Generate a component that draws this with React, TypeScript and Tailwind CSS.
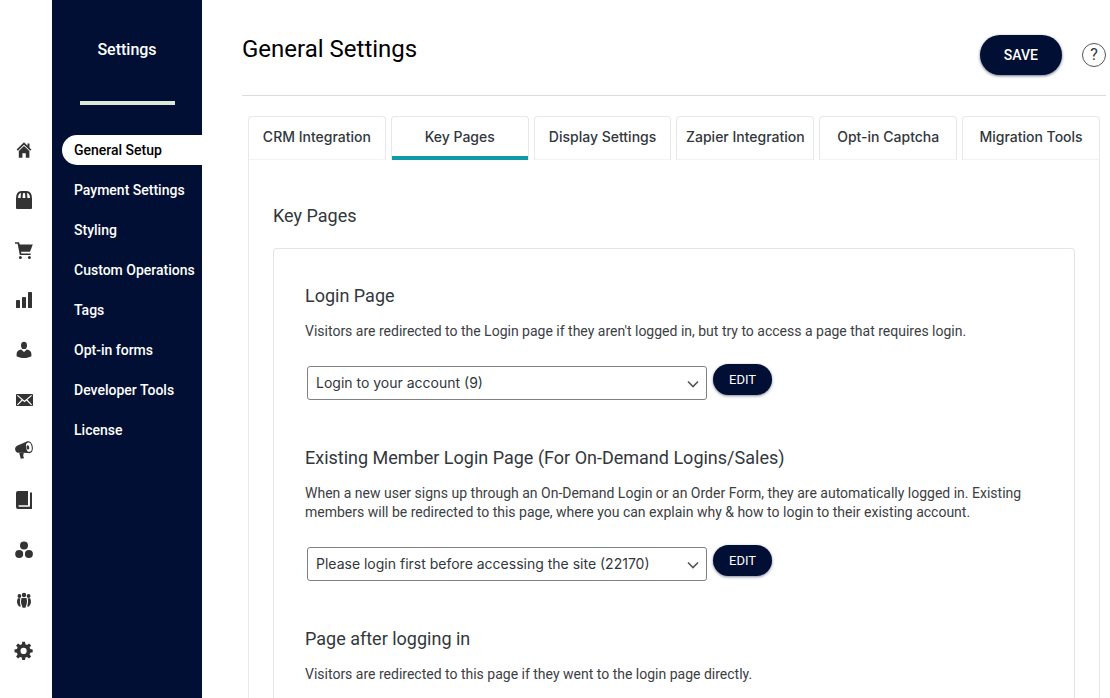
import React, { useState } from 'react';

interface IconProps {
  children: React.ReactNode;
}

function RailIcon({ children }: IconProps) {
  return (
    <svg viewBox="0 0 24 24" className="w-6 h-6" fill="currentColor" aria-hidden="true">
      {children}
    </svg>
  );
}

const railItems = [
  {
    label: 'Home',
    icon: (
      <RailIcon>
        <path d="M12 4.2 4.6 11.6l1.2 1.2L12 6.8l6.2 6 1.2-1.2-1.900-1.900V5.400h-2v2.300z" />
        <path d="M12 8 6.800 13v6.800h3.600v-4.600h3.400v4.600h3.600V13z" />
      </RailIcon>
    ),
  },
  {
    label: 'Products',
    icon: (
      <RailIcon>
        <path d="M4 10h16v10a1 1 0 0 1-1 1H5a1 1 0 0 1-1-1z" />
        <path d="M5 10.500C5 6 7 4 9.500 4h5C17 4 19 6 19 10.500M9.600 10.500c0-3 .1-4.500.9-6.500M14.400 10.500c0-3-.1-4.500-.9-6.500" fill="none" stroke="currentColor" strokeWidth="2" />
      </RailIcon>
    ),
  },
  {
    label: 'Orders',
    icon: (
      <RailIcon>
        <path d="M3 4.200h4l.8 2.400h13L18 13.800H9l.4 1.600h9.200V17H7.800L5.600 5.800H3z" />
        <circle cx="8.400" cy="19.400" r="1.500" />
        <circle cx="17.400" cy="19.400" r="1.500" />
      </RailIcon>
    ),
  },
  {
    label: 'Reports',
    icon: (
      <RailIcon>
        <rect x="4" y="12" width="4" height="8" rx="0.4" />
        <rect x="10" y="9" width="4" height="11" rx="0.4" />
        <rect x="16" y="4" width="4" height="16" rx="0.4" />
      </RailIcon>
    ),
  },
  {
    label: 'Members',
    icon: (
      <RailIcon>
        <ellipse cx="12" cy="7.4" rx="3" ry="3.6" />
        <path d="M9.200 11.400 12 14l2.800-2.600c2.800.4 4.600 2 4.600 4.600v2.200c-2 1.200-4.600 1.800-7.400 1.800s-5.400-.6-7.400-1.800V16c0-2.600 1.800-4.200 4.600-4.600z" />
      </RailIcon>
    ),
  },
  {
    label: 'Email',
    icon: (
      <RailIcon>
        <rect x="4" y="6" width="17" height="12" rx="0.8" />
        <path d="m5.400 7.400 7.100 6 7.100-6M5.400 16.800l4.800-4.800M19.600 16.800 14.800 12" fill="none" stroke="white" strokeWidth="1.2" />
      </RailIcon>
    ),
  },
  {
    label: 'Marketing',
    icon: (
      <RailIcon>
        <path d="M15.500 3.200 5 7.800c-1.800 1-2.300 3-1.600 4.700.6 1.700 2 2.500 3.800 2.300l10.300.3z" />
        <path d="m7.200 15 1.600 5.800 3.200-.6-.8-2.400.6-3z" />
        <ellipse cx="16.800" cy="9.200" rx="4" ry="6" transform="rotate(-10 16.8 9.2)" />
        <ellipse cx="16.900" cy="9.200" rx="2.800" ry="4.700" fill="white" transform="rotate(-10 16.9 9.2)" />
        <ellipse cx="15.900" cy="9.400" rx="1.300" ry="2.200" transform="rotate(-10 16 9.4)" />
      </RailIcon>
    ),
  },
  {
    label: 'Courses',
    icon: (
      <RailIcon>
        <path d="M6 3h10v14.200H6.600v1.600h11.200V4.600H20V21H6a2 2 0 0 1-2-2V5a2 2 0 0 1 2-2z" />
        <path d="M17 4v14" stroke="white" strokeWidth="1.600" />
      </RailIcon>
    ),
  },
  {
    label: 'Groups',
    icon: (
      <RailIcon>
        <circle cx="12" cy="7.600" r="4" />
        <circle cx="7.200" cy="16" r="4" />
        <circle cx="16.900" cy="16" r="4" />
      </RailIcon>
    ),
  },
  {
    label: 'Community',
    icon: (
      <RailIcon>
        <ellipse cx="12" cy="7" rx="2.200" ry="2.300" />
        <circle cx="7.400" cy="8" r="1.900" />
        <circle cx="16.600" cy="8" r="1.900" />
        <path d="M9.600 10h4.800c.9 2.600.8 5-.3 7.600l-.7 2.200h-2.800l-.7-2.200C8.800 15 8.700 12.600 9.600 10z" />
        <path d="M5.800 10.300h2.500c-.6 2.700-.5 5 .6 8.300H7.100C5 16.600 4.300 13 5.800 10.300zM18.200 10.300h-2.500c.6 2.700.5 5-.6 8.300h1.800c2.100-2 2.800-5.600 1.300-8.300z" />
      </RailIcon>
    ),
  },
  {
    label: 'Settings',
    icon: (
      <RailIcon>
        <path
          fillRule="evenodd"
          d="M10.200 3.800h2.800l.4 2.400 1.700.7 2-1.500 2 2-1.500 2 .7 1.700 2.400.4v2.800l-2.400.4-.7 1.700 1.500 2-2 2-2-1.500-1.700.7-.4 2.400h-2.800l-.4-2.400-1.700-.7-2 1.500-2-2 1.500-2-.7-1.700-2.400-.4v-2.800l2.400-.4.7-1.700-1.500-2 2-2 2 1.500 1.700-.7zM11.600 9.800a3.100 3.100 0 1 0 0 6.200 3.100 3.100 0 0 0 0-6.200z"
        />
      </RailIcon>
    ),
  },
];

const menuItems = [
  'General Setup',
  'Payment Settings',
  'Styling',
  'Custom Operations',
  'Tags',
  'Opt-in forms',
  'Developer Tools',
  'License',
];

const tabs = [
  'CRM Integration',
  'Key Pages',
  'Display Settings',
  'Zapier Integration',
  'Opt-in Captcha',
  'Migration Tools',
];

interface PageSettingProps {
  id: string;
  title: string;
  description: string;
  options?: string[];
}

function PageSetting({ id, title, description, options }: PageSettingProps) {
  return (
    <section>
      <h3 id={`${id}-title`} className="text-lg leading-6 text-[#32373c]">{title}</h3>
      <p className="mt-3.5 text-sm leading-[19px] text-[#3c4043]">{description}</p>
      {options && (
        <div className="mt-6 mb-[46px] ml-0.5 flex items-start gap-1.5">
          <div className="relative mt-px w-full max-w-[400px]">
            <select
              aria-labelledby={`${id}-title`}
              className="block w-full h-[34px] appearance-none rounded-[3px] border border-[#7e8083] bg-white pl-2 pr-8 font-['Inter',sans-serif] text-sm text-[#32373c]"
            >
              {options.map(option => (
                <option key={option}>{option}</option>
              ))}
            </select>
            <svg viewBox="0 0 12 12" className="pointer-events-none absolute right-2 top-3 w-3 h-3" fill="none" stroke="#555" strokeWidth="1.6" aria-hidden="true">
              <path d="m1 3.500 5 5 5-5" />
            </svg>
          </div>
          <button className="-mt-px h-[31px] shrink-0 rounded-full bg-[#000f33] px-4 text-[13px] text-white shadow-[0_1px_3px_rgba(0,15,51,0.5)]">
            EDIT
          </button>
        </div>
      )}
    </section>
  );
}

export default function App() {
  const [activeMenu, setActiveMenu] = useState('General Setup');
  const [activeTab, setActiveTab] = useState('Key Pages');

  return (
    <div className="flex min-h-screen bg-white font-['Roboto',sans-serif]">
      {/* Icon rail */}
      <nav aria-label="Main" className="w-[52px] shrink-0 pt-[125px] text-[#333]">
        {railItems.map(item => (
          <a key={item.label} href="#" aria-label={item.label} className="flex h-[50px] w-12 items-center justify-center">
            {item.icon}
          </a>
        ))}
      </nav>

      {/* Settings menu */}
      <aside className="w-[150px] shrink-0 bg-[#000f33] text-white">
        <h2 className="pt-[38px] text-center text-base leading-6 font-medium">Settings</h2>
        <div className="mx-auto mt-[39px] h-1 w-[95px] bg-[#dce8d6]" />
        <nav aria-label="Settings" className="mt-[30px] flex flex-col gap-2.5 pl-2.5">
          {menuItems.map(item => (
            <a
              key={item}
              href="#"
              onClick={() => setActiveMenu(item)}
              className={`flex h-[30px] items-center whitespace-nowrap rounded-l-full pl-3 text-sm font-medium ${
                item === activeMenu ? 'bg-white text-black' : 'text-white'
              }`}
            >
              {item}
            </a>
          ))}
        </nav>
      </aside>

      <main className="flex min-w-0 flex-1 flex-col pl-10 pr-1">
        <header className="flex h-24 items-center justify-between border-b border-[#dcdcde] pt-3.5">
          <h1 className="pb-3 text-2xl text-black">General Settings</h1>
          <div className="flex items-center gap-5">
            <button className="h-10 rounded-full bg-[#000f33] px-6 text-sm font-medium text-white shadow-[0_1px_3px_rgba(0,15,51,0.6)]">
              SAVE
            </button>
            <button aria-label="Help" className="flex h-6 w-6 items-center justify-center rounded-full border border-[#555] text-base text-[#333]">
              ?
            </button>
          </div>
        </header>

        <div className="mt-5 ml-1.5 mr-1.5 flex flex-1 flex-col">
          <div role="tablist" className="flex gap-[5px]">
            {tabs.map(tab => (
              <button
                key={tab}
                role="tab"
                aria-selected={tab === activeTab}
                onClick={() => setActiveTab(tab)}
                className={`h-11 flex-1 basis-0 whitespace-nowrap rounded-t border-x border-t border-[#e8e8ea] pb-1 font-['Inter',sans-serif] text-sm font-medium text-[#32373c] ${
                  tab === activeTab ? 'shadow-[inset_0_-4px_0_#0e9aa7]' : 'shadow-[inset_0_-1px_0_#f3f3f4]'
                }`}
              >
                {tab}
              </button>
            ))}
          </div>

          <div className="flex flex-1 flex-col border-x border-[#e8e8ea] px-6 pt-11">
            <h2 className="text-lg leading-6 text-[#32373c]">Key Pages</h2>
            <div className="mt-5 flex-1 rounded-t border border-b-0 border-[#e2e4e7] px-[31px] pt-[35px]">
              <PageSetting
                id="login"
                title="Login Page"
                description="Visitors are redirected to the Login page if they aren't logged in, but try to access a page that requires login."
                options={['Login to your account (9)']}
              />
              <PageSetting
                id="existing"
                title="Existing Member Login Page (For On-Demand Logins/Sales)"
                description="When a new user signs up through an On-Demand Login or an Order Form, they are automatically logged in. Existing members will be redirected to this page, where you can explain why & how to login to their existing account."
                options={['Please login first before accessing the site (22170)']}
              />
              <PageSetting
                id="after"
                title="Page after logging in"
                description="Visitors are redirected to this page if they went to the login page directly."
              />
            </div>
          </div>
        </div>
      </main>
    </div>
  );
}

---

• [Given exercise]:
Extract each line holding the string "React".

• [Written solution]:
Generate a component that draws this with React, TypeScript and Tailwind CSS.
import React, { useState } from 'react';
  children: React.ReactNode;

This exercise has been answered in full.